Rockford worked to help teachers better understand laws governing student data, in part because Illinois recently overhauled its privacy legislation. And it revamped the process for choosing digital programs, accelerating work begun back in 2018.
Teachers were told, “if you’re going to use a software, it needs to be aligned with curriculum, it needs to be approved and accessible. From an IT perspective, we [need] to know where the student data is going. We were able to really, really take [out] a lot of these free apps that we didn’t even know were being used,” Barthel said.
Instead, the district has concentrated on a few tools that Uram and her team have vetted. That helps the district provide more-focused professional development and collect data to see if the programs are working as they hope.

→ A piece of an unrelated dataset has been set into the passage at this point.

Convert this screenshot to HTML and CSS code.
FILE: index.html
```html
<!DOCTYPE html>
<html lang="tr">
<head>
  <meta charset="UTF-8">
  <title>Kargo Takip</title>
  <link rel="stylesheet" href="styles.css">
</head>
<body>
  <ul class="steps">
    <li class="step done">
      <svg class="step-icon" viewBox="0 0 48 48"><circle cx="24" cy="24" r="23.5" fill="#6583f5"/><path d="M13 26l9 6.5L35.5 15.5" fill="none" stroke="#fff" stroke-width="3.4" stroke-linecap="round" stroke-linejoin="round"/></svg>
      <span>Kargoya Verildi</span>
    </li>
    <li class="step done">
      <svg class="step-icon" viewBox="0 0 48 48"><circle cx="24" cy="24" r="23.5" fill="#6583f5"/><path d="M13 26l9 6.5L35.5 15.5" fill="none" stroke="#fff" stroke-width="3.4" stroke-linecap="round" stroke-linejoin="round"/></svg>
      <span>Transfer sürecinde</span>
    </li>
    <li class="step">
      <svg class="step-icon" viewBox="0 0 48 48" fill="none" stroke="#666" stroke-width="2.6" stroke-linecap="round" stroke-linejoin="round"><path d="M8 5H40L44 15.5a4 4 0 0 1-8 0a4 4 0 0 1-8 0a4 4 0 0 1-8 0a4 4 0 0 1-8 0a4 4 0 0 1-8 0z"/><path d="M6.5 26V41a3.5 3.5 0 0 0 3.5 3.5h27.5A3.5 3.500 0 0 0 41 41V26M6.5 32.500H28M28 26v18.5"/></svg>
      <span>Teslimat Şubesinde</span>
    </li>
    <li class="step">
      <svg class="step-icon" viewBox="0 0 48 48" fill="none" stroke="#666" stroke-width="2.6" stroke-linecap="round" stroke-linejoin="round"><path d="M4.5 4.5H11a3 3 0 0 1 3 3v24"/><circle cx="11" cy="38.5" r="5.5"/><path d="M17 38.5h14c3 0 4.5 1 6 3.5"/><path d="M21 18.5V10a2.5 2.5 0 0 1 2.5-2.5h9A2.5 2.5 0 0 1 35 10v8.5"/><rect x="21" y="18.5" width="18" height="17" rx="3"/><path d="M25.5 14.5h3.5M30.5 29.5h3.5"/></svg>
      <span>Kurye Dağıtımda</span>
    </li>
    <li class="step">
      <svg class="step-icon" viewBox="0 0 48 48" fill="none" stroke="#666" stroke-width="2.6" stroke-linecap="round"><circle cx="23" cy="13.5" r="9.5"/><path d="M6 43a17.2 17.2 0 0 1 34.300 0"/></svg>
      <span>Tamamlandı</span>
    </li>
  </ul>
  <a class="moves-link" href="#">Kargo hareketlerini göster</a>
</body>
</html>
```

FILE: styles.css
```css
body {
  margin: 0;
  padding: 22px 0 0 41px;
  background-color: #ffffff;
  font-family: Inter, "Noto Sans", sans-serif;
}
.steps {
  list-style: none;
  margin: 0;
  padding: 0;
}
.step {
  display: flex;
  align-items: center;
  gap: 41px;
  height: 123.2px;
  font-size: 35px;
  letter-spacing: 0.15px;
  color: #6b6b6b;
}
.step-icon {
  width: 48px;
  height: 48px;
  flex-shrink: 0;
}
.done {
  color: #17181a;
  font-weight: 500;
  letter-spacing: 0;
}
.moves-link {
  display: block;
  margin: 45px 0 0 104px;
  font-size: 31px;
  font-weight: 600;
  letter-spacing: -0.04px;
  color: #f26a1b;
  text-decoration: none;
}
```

Other districts are grappling with the same challenges. Before the pandemic, only about half the students in Kentucky’s Jefferson County School District, which includes Louisville, had a device assigned to them. Principals had a lot of discretion when it came to how much laptops and tablets figured into teaching and learning. Some schools were 1-to-1. In others, students used technology primarily in the computer lab.
Now the district has gone 1-to-1 for every school, buying about 76,000 devices and 12,000 hotspots, largely with help from federal funding.

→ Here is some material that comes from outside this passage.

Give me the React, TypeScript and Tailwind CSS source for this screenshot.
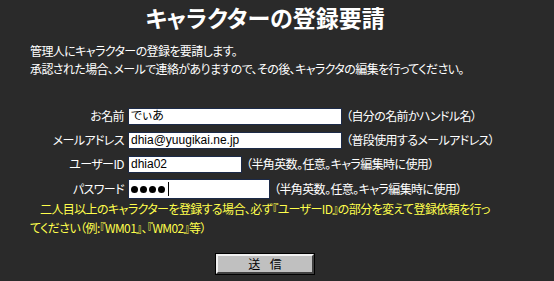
import React from "react";

const jp = "font-['MS_PGothic','Noto_Sans_CJK_JP',sans-serif] [font-feature-settings:'palt']";

function Row({ label, value, width, note, h = "h-[17px]", password = false }: { label: string; value: string; width: string; note: string; h?: string; password?: boolean }) {
    return (
        <div className="flex items-center">
            <div className="w-[128px] pr-[4px] text-right">{label}</div>
            <div className={`${width} ${h} flex items-center bg-white border border-[#1c2a48] px-[2px] text-black font-['Liberation_Sans','Noto_Sans_CJK_JP',sans-serif] text-[12px] tracking-normal`}>
                {password ? (
                    <span className="flex items-center gap-[2px]">
                        <span className="w-[7px] h-[7px] rounded-full bg-black" />
                        <span className="w-[7px] h-[7px] rounded-full bg-black" />
                        <span className="w-[7px] h-[7px] rounded-full bg-black" />
                        <span className="w-[7px] h-[7px] rounded-full bg-black" />
                        <span className="w-px h-[14px] bg-black ml-[1px]" />
                    </span>
                ) : (
                    value
                )}
            </div>
            <div className="pl-[4px]">{note}</div>
        </div>
    );
}

export default function App() {
    return (
        <div className={`w-[554px] h-[281px] bg-[#2a2a2a] text-white text-[12px] tracking-[-0.6px] ${jp}`}>
            <h1 className="pt-[2px] text-center text-[23px] leading-[30px] font-bold pr-[24px] tracking-normal">キャラクターの登録要請</h1>

            <div className="mt-[10px] pl-[30px] leading-[18px]">
                <p>管理人にキャラクターの登録を要請します。</p>
                <p>承認された場合、メールで連絡がありますので、その後、キャラクタの編集を行ってください。</p>
            </div>

            <div className="mt-[29px] flex flex-col gap-[6px]">
                <Row label="お名前" value="でぃあ" width="w-[214px]" note="（自分の名前かハンドル名）" />
                <Row label="メールアドレス" value="dhia@yuugikai.ne.jp" width="w-[214px]" note="（普段使用するメールアドレス）" />
                <Row label="ユーザーID" value="dhia02" width="w-[114px]" note="（半角英数。任意。キャラ編集時に使用）" />
                <Row label="パスワード" value="" width="w-[142px]" h="h-[20px]" note="（半角英数。任意。キャラ編集時に使用）" password />
            </div>

            <p className="mt-0 pl-[30px] text-[#ffff4c] leading-[19px]">
                <span className="pl-[10px]">二人目以上のキャラクターを登録する場合、必ず『ユーザーID』の部分を変えて登録依頼を行っ</span>
                <br />
                てください（例:『WM01』、『WM02』等）
            </p>

            <div className="mt-[17px] pl-[216px]">
                <button className="w-[98px] h-[20px] bg-[#c0c0c0] text-black text-[12px] leading-none border-2 border-t-[#f0f0f0] border-l-[#f0f0f0] border-r-[#404040] border-b-[#404040] outline outline-1 outline-black tracking-[0.8em] pl-[0.8em]">
                    送信
                </button>
            </div>
        </div>
    );
}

William Pierce, the district’s executive administrator of digital innovation and program management, is far more consumed with making sure that teachers are prepared to make good use of the devices than he is about how the district will find money to replace them once they wear out.

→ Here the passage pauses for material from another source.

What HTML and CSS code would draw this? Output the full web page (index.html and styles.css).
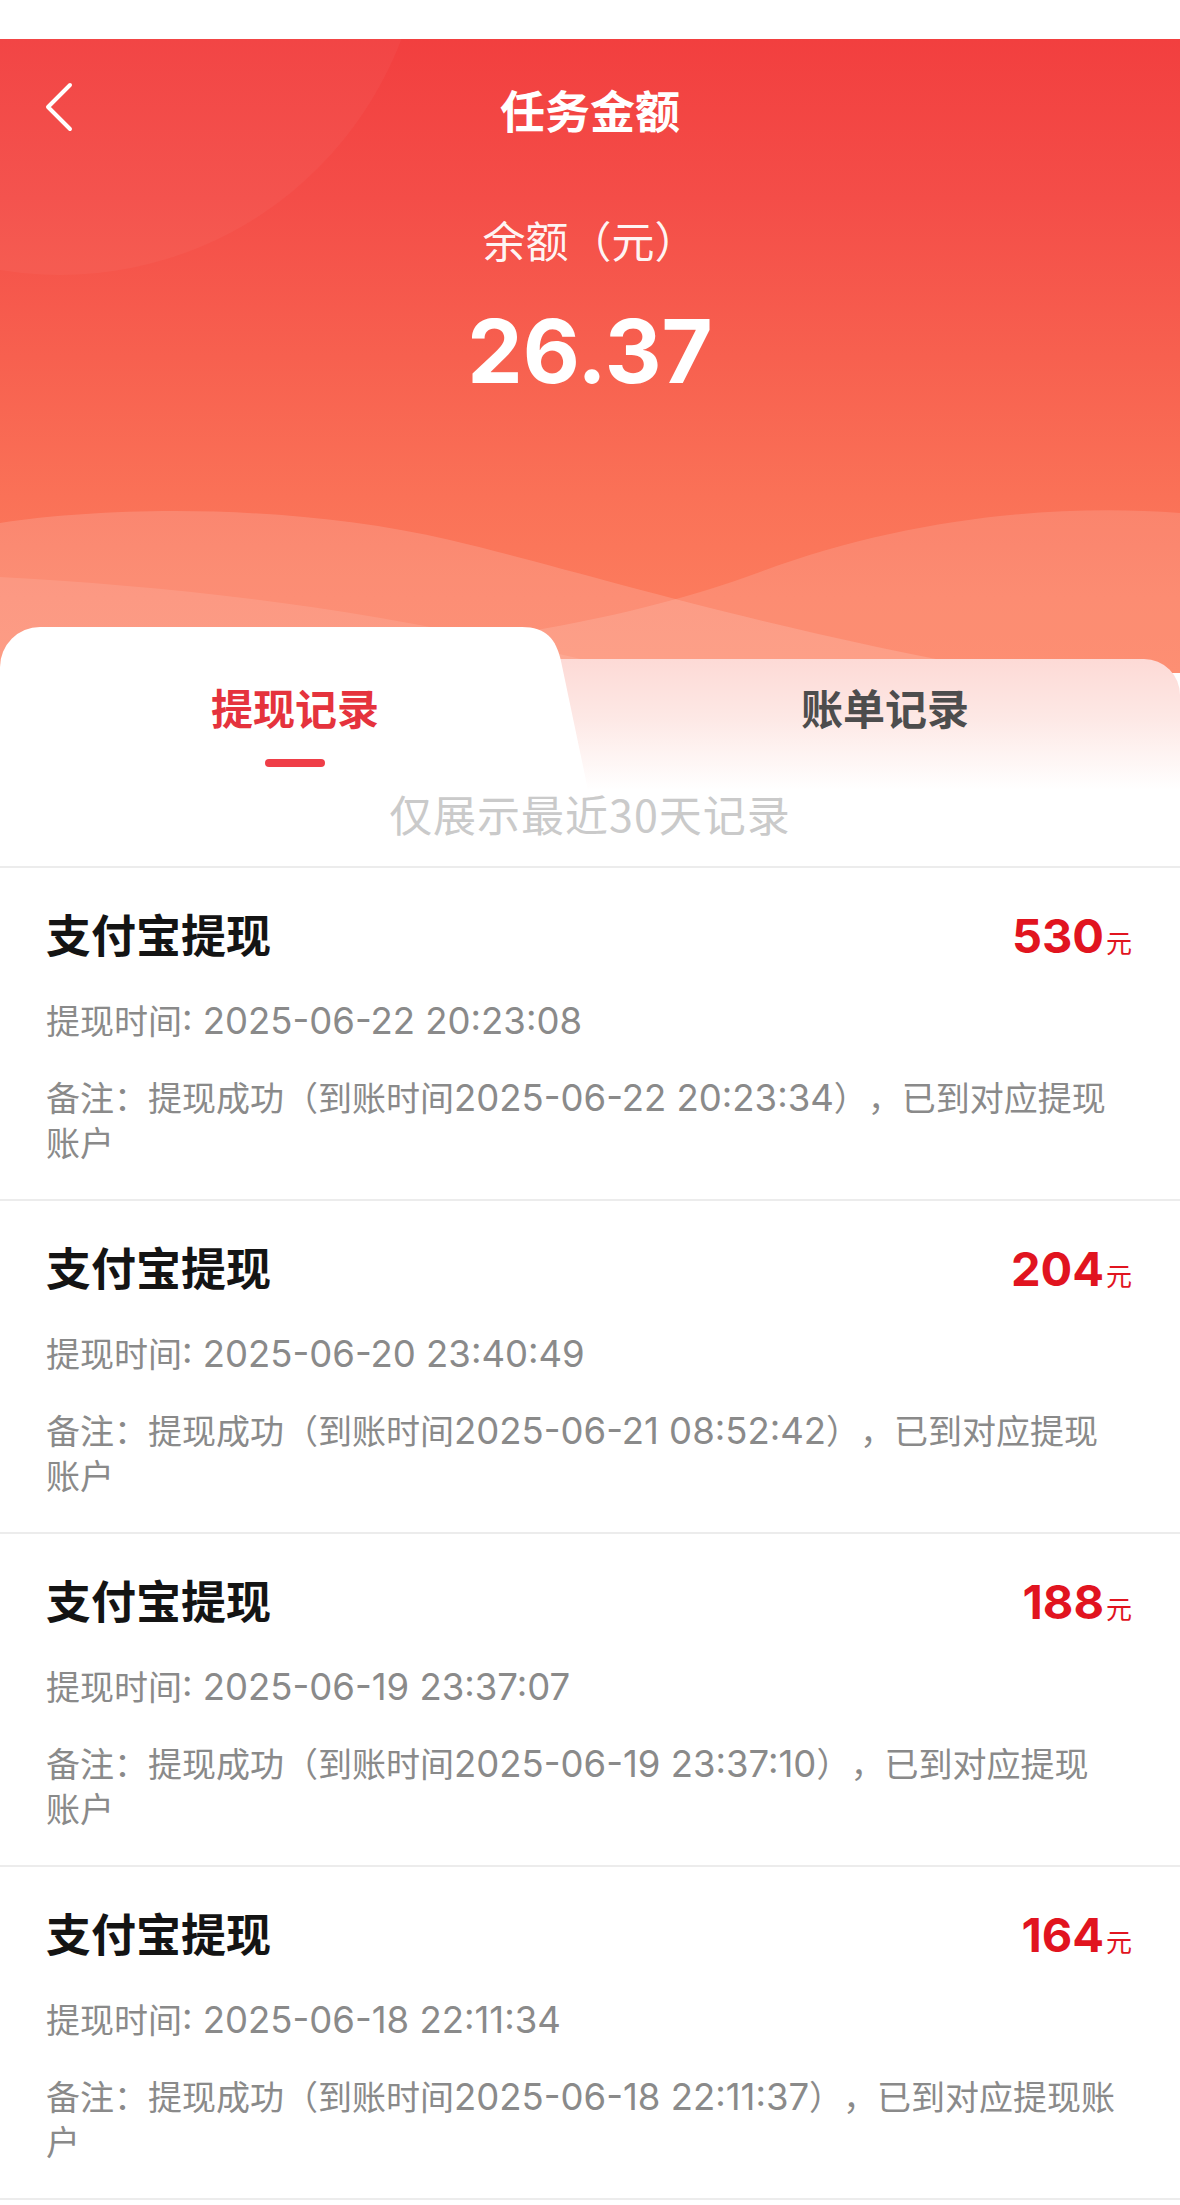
FILE: index.html
```html
<!DOCTYPE html>
<html lang="zh-CN">
<head>
<meta charset="utf-8">
<title>任务金额</title>
<link rel="stylesheet" href="styles.css">
</head>
<body>
<div class="page">
  <div class="statusbar"></div>
  <header class="hero">
    <svg class="hero-decor" viewBox="0 39 1180 634" preserveAspectRatio="none" aria-hidden="true">
      <circle cx="60" cy="-90" r="365" fill="#ffffff" fill-opacity="0.035"/>
      <path d="M0,523 C120,505 300,505 450,540 C600,575 820,650 1180,700 L1180,673 L0,673 Z" fill="#ffffff" fill-opacity="0.15"/>
      <path d="M1180,513 C1050,503 900,520 760,572 C600,632 380,660 0,690 L0,673 L1180,673 Z" fill="#ffffff" fill-opacity="0.13"/>
      <path d="M0,577 C200,588 420,612 700,690 L0,690 Z" fill="#ffffff" fill-opacity="0.1"/>
    </svg>
    <nav class="nav">
      <div class="nav-left">
        <svg class="back" width="30" height="50" viewBox="0 0 30 50" aria-hidden="true">
          <path d="M26 3 L4 25 L26 47" fill="none" stroke="#ffffff" stroke-width="4" stroke-linecap="round" stroke-linejoin="round"/>
        </svg>
      </div>
      <h1 class="nav-title">任务金额</h1>
      <div class="nav-right"></div>
    </nav>
    <p class="balance-label">余额（元）</p>
    <p class="balance-value">26.37</p>
  </header>

  <section class="tabs">
    <svg class="tabs-bg" viewBox="0 0 1180 163" preserveAspectRatio="none" aria-hidden="true">
      <defs>
        <linearGradient id="rtab" x1="0" y1="0" x2="0" y2="1">
          <stop offset="0" stop-color="#fddad6"/>
          <stop offset="0.45" stop-color="#fde8e5"/>
          <stop offset="1" stop-color="#ffffff"/>
        </linearGradient>
      </defs>
      <path d="M480,163 V32 H1144 A36,36 0 0 1 1180,68 V163 Z" fill="url(#rtab)"/>
      <path d="M0,163 V40 A40,40 0 0 1 40,0 H522 C546,0 556,12 561,34 L588,163 Z" fill="#ffffff"/>
    </svg>
    <div class="tab tab-active">
      <span class="tab-label">提现记录</span>
      <span class="indicator"></span>
    </div>
    <div class="tab">
      <span class="tab-label">账单记录</span>
    </div>
  </section>

  <p class="notice">仅展示最近30天记录</p>

  <ul class="records">
    <li class="record">
      <div class="record-head">
        <span class="record-title">支付宝提现</span>
        <span class="record-amount"><b>530</b><small>元</small></span>
      </div>
      <p class="record-time">提现时间<span class="num">: 2025-06-22 20:23:08</span></p>
      <p class="record-note">备注：提现成功（到账时间<span class="num">2025-06-22 20:23:34</span>），已到对应提现<br>账户</p>
    </li>
    <li class="record">
      <div class="record-head">
        <span class="record-title">支付宝提现</span>
        <span class="record-amount"><b>204</b><small>元</small></span>
      </div>
      <p class="record-time">提现时间<span class="num">: 2025-06-20 23:40:49</span></p>
      <p class="record-note">备注：提现成功（到账时间<span class="num">2025-06-21 08:52:42</span>），已到对应提现<br>账户</p>
    </li>
    <li class="record">
      <div class="record-head">
        <span class="record-title">支付宝提现</span>
        <span class="record-amount"><b>188</b><small>元</small></span>
      </div>
      <p class="record-time">提现时间<span class="num">: 2025-06-19 23:37:07</span></p>
      <p class="record-note">备注：提现成功（到账时间<span class="num">2025-06-19 23:37:10</span>），已到对应提现<br>账户</p>
    </li>
    <li class="record">
      <div class="record-head">
        <span class="record-title">支付宝提现</span>
        <span class="record-amount"><b>164</b><small>元</small></span>
      </div>
      <p class="record-time">提现时间<span class="num">: 2025-06-18 22:11:34</span></p>
      <p class="record-note">备注：提现成功（到账时间<span class="num">2025-06-18 22:11:37</span>），已到对应提现账<br>户</p>
    </li>
  </ul>
</div>
</body>
</html>
```

FILE: styles.css
```css
* {
  box-sizing: border-box;
}

html, body {
  margin: 0;
  padding: 0;
  background: #ffffff;
}

body {
  font-family: "Noto Sans CJK SC", "Noto Sans", sans-serif;
  color: #111111;
  text-spacing-trim: space-all;
}

.page {
  width: 1180px;
  overflow: hidden;
}

.statusbar {
  height: 39px;
  background: #ffffff;
}

.hero {
  position: relative;
  height: 634px;
  background: linear-gradient(180deg, #f23f3f 0%, #f44d48 25%, #f7604f 50%, #fa7157 72%, #fc7b5d 88%, #fd7f5f 100%);
  color: #ffffff;
  text-align: center;
  padding-top: 27px;
}

.hero-decor {
  position: absolute;
  inset: 0;
  width: 100%;
  height: 100%;
}

.nav {
  position: relative;
  display: grid;
  grid-template-columns: 1fr auto 1fr;
  align-items: center;
  height: 88px;
}

.nav-left {
  display: flex;
  align-items: center;
  padding-left: 44px;
  margin-bottom: 6px;
}

.back {
  display: block;
}

.nav-title {
  margin: 0;
  font-size: 45px;
  line-height: 88px;
  font-weight: 700;
}

.balance-label {
  position: relative;
  margin: 57px 0 0;
  font-size: 43px;
  line-height: 56px;
  font-weight: 400;
  color: rgba(255, 255, 255, 0.95);
}

.balance-value {
  position: relative;
  margin: 37px 0 0;
  font-family: Inter, "Liberation Sans", sans-serif;
  font-size: 88px;
  line-height: 94px;
  font-weight: 700;
}

.tabs {
  position: relative;
  margin-top: -46px;
  height: 163px;
  display: flex;
}

.tabs-bg {
  position: absolute;
  inset: 0;
  width: 100%;
  height: 100%;
}

.tab {
  position: relative;
  flex: 1;
  display: flex;
  flex-direction: column;
  align-items: center;
  padding-top: 52px;
}

.tab-label {
  font-size: 42px;
  line-height: 56px;
  font-weight: 700;
  color: #4d4d4d;
}

.tab-active .tab-label {
  color: #e5333d;
}

.indicator {
  margin-top: 24px;
  width: 60px;
  height: 8px;
  border-radius: 4px;
  background: #ef3e48;
}

.notice {
  margin: 0 0 30px;
  text-align: center;
  font-size: 43px;
  line-height: 46px;
  letter-spacing: 1px;
  color: #cacaca;
}

.records {
  list-style: none;
  margin: 0;
  padding: 0;
  border-top: 2px solid #ececec;
}

.record {
  padding: 38px 46px 38px 46px;
  border-bottom: 2px solid #ececec;
}

.record-head {
  display: flex;
  justify-content: space-between;
  align-items: baseline;
  height: 56px;
  padding-right: 2px;
}

.record-title {
  font-size: 45px;
  line-height: 56px;
  font-weight: 700;
  color: #141414;
}

.record-amount {
  color: #e1141f;
  line-height: 56px;
}

.record-amount b {
  font-family: Inter, "Liberation Sans", sans-serif;
  font-size: 47px;
  font-weight: 700;
}

.record-amount small {
  font-size: 26px;
  margin-left: 2px;
}

.record-time,
.record-note {
  margin: 0;
  font-size: 34px;
  line-height: 43px;
  color: #8a8a8a;
  white-space: nowrap;
}

.num {
  font-family: Inter, "Liberation Sans", sans-serif;
  font-size: 36.5px;
  line-height: 43px;
}

.record-time {
  margin-top: 36px;
}

.record-note {
  margin-top: 32px;
  height: 86px;
}
```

“I think the easy part is getting devices. I don’t think that’s hard,” Pierce said. “The thing that keeps me up [at night] is: What are we doing to support our teachers in understanding how to teach with technology, how to integrate technology within their own world?”
Students need help understanding how to use new technologies to learn academic material
And even though many students had lots of experience with new technologies and some probably spent half their days on Snapchat or playing Fortnite, students didn’t immediately grasp how new laptops and tablets could help them learn, Pierce said.
Given the urgency to start virtual schooling, “a majority of our students were effectively handed a Chromebook and told, ‘Hey, go learn with this,” he said.
Now, the district is launching a new digital citizenship curriculum that will cover questions such as: How do you take care of a device? How do you use it appropriately?
In Rockford, Uram and her colleagues are using a similar strategy, creating a curriculum that gives teachers a sense of what students at each level should master when it comes to technology. For instance, should a 3rd grader with a Chromebook understand how to copy and paste an image? What should 2nd graders know about publishing an e-book? How do you explain to students that they can’t just copy text from a website, plop it into an assignment, and consider it their own work?
“You can’t just say, ‘Oh, well, they’re digital natives. They know how to do it,’” Umar said. “We have to be a little more mindful.”